Судебный процесс Совета депутатов открылся 19 сентября, в медовые недели столыпинских военно-полевых судов. Двор судебного здания и прилегающие улицы были превращены в военный лагерь. Все полицейские силы Петербурга были поставлены на ноги. Но самый процесс велся довольно свободно: реакция хотела окончательно скомпрометировать Витте, вскрывши его «либерализм», его слабость по отношению к революции. Было вызвано около 400 свидетелей, из которых свыше 200 явились и дали показания. Рабочие, фабриканты, жандармы, инженеры, прислуга, обыватели, журналисты, почтово-телеграфные чиновники, полицмейстеры, гимназисты, гласные Думы, дворники, сенаторы, хулиганы, депутаты, профессора, солдаты дефилировали в течение месяца перед судом, и под перекрестным огнем со скамей суда, прокуратуры, защиты и подсудимых – особенно подсудимых – они, линия за линией, штрих за штрихом, – восстановили эпоху деятельности рабочего Совета. Подсудимые дали объяснения. Я говорил о месте вооруженного восстания в революции. Главное было, таким образом, достигнуто. Когда суд отказал нам в вызове сенатора Лопухина, который осенью 1905 г. открыл в департаменте полиции погромную типографию, мы сорвали процесс, заставив удалить нас в тюрьму. Вслед за нами ушли защитники, свидетели и публика. Судьи остались с глазу на глаз с прокурором. В нашем отсутствии они вынесли свой приговор. Стенографический отчет об этом исключительном процессе, длившемся месяц, до сих пор не издан и, кажется, даже не разыскан. Самое существенное о суде я рассказал в своей книге «1905».
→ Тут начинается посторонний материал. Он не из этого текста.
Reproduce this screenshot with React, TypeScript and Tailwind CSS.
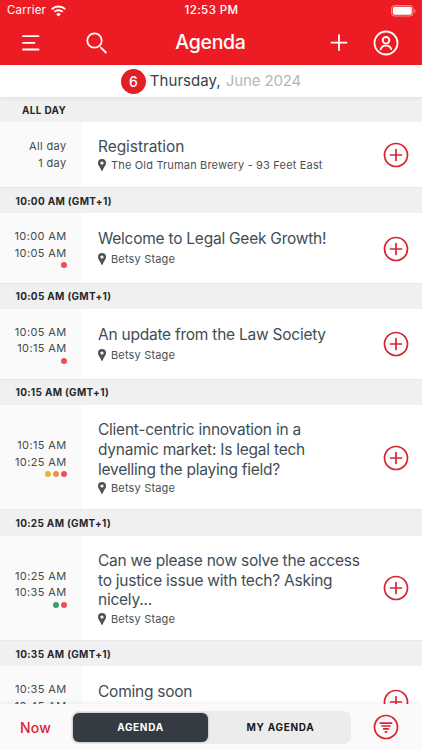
import { clsx } from 'clsx';

type Session = {
  heading: string;
  start: string;
  end: string;
  title: string[];
  place?: string;
  dots?: string[];
  compact?: boolean;
};

const SESSIONS: Session[] = [
  {
    heading: 'ALL DAY',
    start: 'All day',
    end: '1 day',
    title: ['Registration'],
    place: 'The Old Truman Brewery - 93 Feet East',
    compact: true,
  },
  {
    heading: '10:00 AM (GMT+1)',
    start: '10:00 AM',
    end: '10:05 AM',
    title: ['Welcome to Legal Geek Growth!'],
    place: 'Betsy Stage',
    dots: ['bg-[#e8535b]'],
  },
  {
    heading: '10:05 AM (GMT+1)',
    start: '10:05 AM',
    end: '10:15 AM',
    title: ['An update from the Law Society'],
    place: 'Betsy Stage',
    dots: ['bg-[#e8535b]'],
  },
  {
    heading: '10:15 AM (GMT+1)',
    start: '10:15 AM',
    end: '10:25 AM',
    title: ['Client-centric innovation in a', 'dynamic market: Is legal tech', 'levelling the playing field?'],
    place: 'Betsy Stage',
    dots: ['bg-[#e6b43c]', 'bg-[#f0914a]', 'bg-[#e8535b]'],
  },
  {
    heading: '10:25 AM (GMT+1)',
    start: '10:25 AM',
    end: '10:35 AM',
    title: ['Can we please now solve the access', 'to justice issue with tech? Asking', 'nicely...'],
    place: 'Betsy Stage',
    dots: ['bg-[#35a262]', 'bg-[#e8535b]'],
  },
  {
    heading: '10:35 AM (GMT+1)',
    start: '10:35 AM',
    end: '10:45 AM',
    title: ['Coming soon'],
    dots: ['bg-[#e8535b]'],
  },
];

function PinIcon() {
  return (
    <svg width="8" height="12" viewBox="0 0 8 12" className="shrink-0" fill="#4b5357">
      <path
        fillRule="evenodd"
        d="M4 0a4 4 0 0 0-4 4c0 2.500 2.100 3.600 3.200 7.200.2.800 1.400.8 1.600 0C5.900 7.600 8 6.500 8 4a4 4 0 0 0-4-4Zm0 2.400a1.600 1.600 0 1 1 0 3.200 1.600 1.600 0 0 1 0-3.200Z"
      />
    </svg>
  );
}

function AddIcon() {
  return (
    <svg width="26" height="26" viewBox="0 0 26 26" fill="none" stroke="#d8232f" strokeWidth="1.7" strokeLinecap="round">
      <circle cx="13" cy="13" r="11.5" />
      <path d="M13 7.500v11M7.500 13h11" />
    </svg>
  );
}

function StatusBar() {
  return (
    <div className="grid h-[22px] grid-cols-3 items-center pl-[7px] pr-[6px] text-[11.5px] text-white">
      <div className="flex items-center gap-[5px]">
        <span className="tracking-[0.2px]">Carrier</span>
        <svg width="15" height="12" viewBox="0 0 15 12" className="mb-px" fill="none" stroke="#fff">
          <path d="M.8 4.200a9.600 9.600 0 0 1 13.400 0" strokeWidth="2" />
          <path d="M3.300 6.900a6 6 0 0 1 8.400 0" strokeWidth="1.900" />
          <path d="M7.500 11.500 5.300 9.200a3.100 3.100 0 0 1 4.400 0Z" fill="#fff" stroke="none" />
        </svg>
      </div>
      <span className="whitespace-nowrap text-center font-medium tracking-[0.4px]">12:53 PM</span>
      <svg width="25" height="12" viewBox="0 0 25 12" className="mb-px justify-self-end" fill="none">
        <rect x=".5" y=".5" width="21.500" height="10.500" rx="3" stroke="#fff" strokeOpacity=".5" />
        <rect x="1.800" y="1.800" width="19" height="8" rx="1.800" fill="#fff" />
        <path d="M23.300 4v4c1.600-.6 1.600-3.400 0-4Z" fill="#fff" fillOpacity=".5" />
      </svg>
    </div>
  );
}

function NavBar() {
  return (
    <div className="grid h-[42px] grid-cols-[1fr_auto_1fr] items-center pl-[22px] pr-[23px]">
      <div className="flex items-center gap-[46px]">
        <svg width="18" height="16" viewBox="0 0 18 16" stroke="#fff" strokeWidth="1.800" strokeLinecap="round">
          <path d="M1 1.200h15.500M1 7.900h11.500M1 14.500h15.500" />
        </svg>
        <svg width="22" height="22" viewBox="0 0 22 22" fill="none" stroke="#fff" strokeWidth="1.800" strokeLinecap="round">
          <circle cx="8.500" cy="8.500" r="7.200" />
          <path d="m14.900 15.600 5 4.900" />
        </svg>
      </div>
      <h1 className="text-[19.500px] font-medium tracking-[-0.3px] text-white">Agenda</h1>
      <div className="flex items-center justify-end gap-[25px]">
        <svg width="18" height="18" viewBox="0 0 18 18" stroke="#fff" strokeWidth="1.800" strokeLinecap="round">
          <path d="M9 1.200v15M1.500 8.700h15" />
        </svg>
        <svg width="26" height="26" viewBox="0 0 26 26" fill="none" stroke="#fff" strokeWidth="1.800" strokeLinecap="round">
          <circle cx="13" cy="13" r="11.500" />
          <circle cx="13" cy="10.300" r="3.300" />
          <path d="M7.700 19.200c.8-2.600 2.700-3.600 5.300-3.600s4.500 1 5.300 3.600" />
        </svg>
      </div>
    </div>
  );
}

function SessionBlock({ session }: { session: Session }) {
  const { heading, start, end, title, place, dots, compact } = session;
  return (
    <section>
      <h2
        className={clsx(
          'flex items-center bg-[#f0f0f0] text-[10px] font-bold tracking-[0.32px] text-[#25282b]',
          compact ? 'h-[25px] pl-[22px] pt-[1px]' : 'h-[26.3px] border-t border-[#e8e8e8] pl-[15.500px] pt-px',
        )}
      >
        {heading}
      </h2>
      <div className={clsx('flex', compact ? 'h-[65px]' : title.length > 1 ? 'h-[104.400px]' : 'h-[69.500px]')}>
        <div className="flex w-[82px] shrink-0 flex-col items-end justify-center bg-[#fafafa] pr-[15.500px] text-[11px] leading-[16.600px] tracking-[0.36px] text-[#454b4f]">
          <span>{start}</span>
          <span>{end}</span>
          {dots && (
            <div className="mt-[1px] flex gap-[2px]">
              {dots.map((dot, i) => (
                <i key={i} className={clsx('size-[6px] rounded-full', dot)} />
              ))}
            </div>
          )}
        </div>
        <div className={clsx('flex-1 pl-4', compact ? 'pt-[14.500px]' : 'pt-[15.500px]')}>
          <h3
            className={clsx(
              'text-[15.500px] leading-[19.700px] text-[#414d55]',
              compact ? 'tracking-[-0.060px]' : 'tracking-[-0.240px]',
            )}
          >
            {title.map((line) => (
              <span key={line} className="block whitespace-nowrap">
                {line}
              </span>
            ))}
          </h3>
          {place && (
            <p
              className={clsx(
                'flex items-center gap-[5px] whitespace-nowrap text-[11px] leading-[16px] tracking-[0.170px] text-[#4b5054]',
                !compact && title.length === 1 && 'mt-[2.500px]',
                compact && 'mt-[0.500px]',
                title.length > 1 && 'mt-[0.500px]',
              )}
            >
              <PinIcon />
              {place}
            </p>
          )}
        </div>
        <button aria-label="Add" className={clsx('mr-[13px] w-[26px] shrink-0', !compact && 'pt-px')}>
          <AddIcon />
        </button>
      </div>
    </section>
  );
}

function BottomBar() {
  return (
    <div className="flex h-[46px] shrink-0 items-center bg-[#fbf9fa] pl-5 pr-[23px] shadow-[0_-1px_5px_rgba(0,0,0,0.07)]">
      <button className="w-[51px] text-left text-[14px] font-medium tracking-[0.200px] text-[#d8232f]">Now</button>
      <div className="flex h-[33px] w-[280px] items-center rounded-lg bg-[#ececec] px-[2px] text-[10px] font-bold">
        <button className="h-[29px] w-[135px] rounded-md bg-[#343b43] tracking-[0.700px] text-white shadow-[0_0_2px_rgba(0,0,0,0.4)]">
          AGENDA
        </button>
        <button className="flex-1 pl-[4px] tracking-[0.700px] text-[#16181a]">MY AGENDA</button>
      </div>
      <button aria-label="Filter" className="ml-auto">
        <svg width="26" height="26" viewBox="0 0 26 26" fill="none" stroke="#d8232f" strokeWidth="1.700" strokeLinecap="round">
          <circle cx="13" cy="13" r="11.500" />
          <path d="M7.500 9.200h11M9 12h8M10.700 14.900h4.600M12.400 17.900h1.200" />
        </svg>
      </button>
    </div>
  );
}

export default function App() {
  return (
    <div className="flex h-[750px] w-[422px] flex-col overflow-hidden bg-white font-[Inter,sans-serif]">
      <header className="h-[65px] shrink-0 bg-[#ed1c24]">
        <StatusBar />
        <NavBar />
      </header>
      <div className="z-10 flex h-8 shrink-0 items-center justify-center bg-white text-[15px] shadow-[0_1px_5px_rgba(0,0,0,0.07)]">
        <span className="mr-[4px] flex size-[25px] items-center justify-center rounded-full bg-[#e51d27] text-[14px] font-medium text-white">
          6
        </span>
        <span className="tracking-[0.050px] text-[#36424a]">Thursday,</span>
        <span className="ml-[5px] tracking-[-0.120px] text-[#b4b7b9]">June 2024</span>
      </div>
      <main className="min-h-0 flex-1 overflow-hidden">
        {SESSIONS.map((session) => (
          <SessionBlock key={session.heading} session={session} />
        ))}
      </main>
      <BottomBar />
    </div>
  );
}
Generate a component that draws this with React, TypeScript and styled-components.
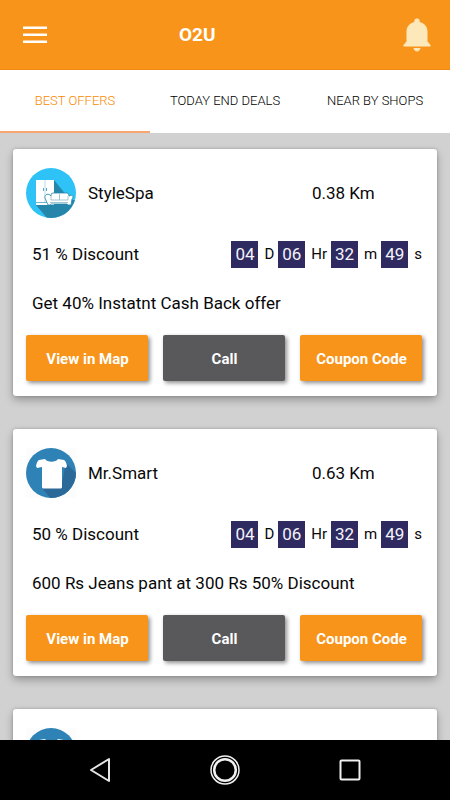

И отец, и мать присутствовали на процессе. Их мысли и чувства двоились. Уже нельзя было объяснять мое поведение мальчишеской взбалмошностью, как в дни моей николаевской жизни в саду у Швиговского. Я был редактором газет, председателем Совета, имел имя как писатель. Старикам импонировало это. Мать заговаривала с защитниками, стараясь от них услышать еще и еще чтонибудь приятное по моему адресу. Во время моей речи, смысл которой не мог быть ей вполне ясен, мать бесшумно плакала. Она заплакала сильнее, когда два десятка защитников подходили ко мне Друг за другом с рукопожатиями. Один из адвокатов потребовал перед тем перерыва заседания, ссылаясь на общую взволнованность. Это был А. С. Зарудный. В правительстве Керенского он стал министром юстиции и держал меня в тюрьме по обвинению в государственной измене. Но это было через десять лет… В перерыве старики глядели на меня счастливыми глазами. Мать была уверена, что меня не только оправдают, но как-нибудь еще и отличат. Я убеждал ее, что надо готовиться к каторжным работам. Она испуганно и недоумевающе переводила глаза с меня на защитников, стараясь понять, как это может быть. Отец был бледен, молчалив, счастлив и убит в одно и то же время.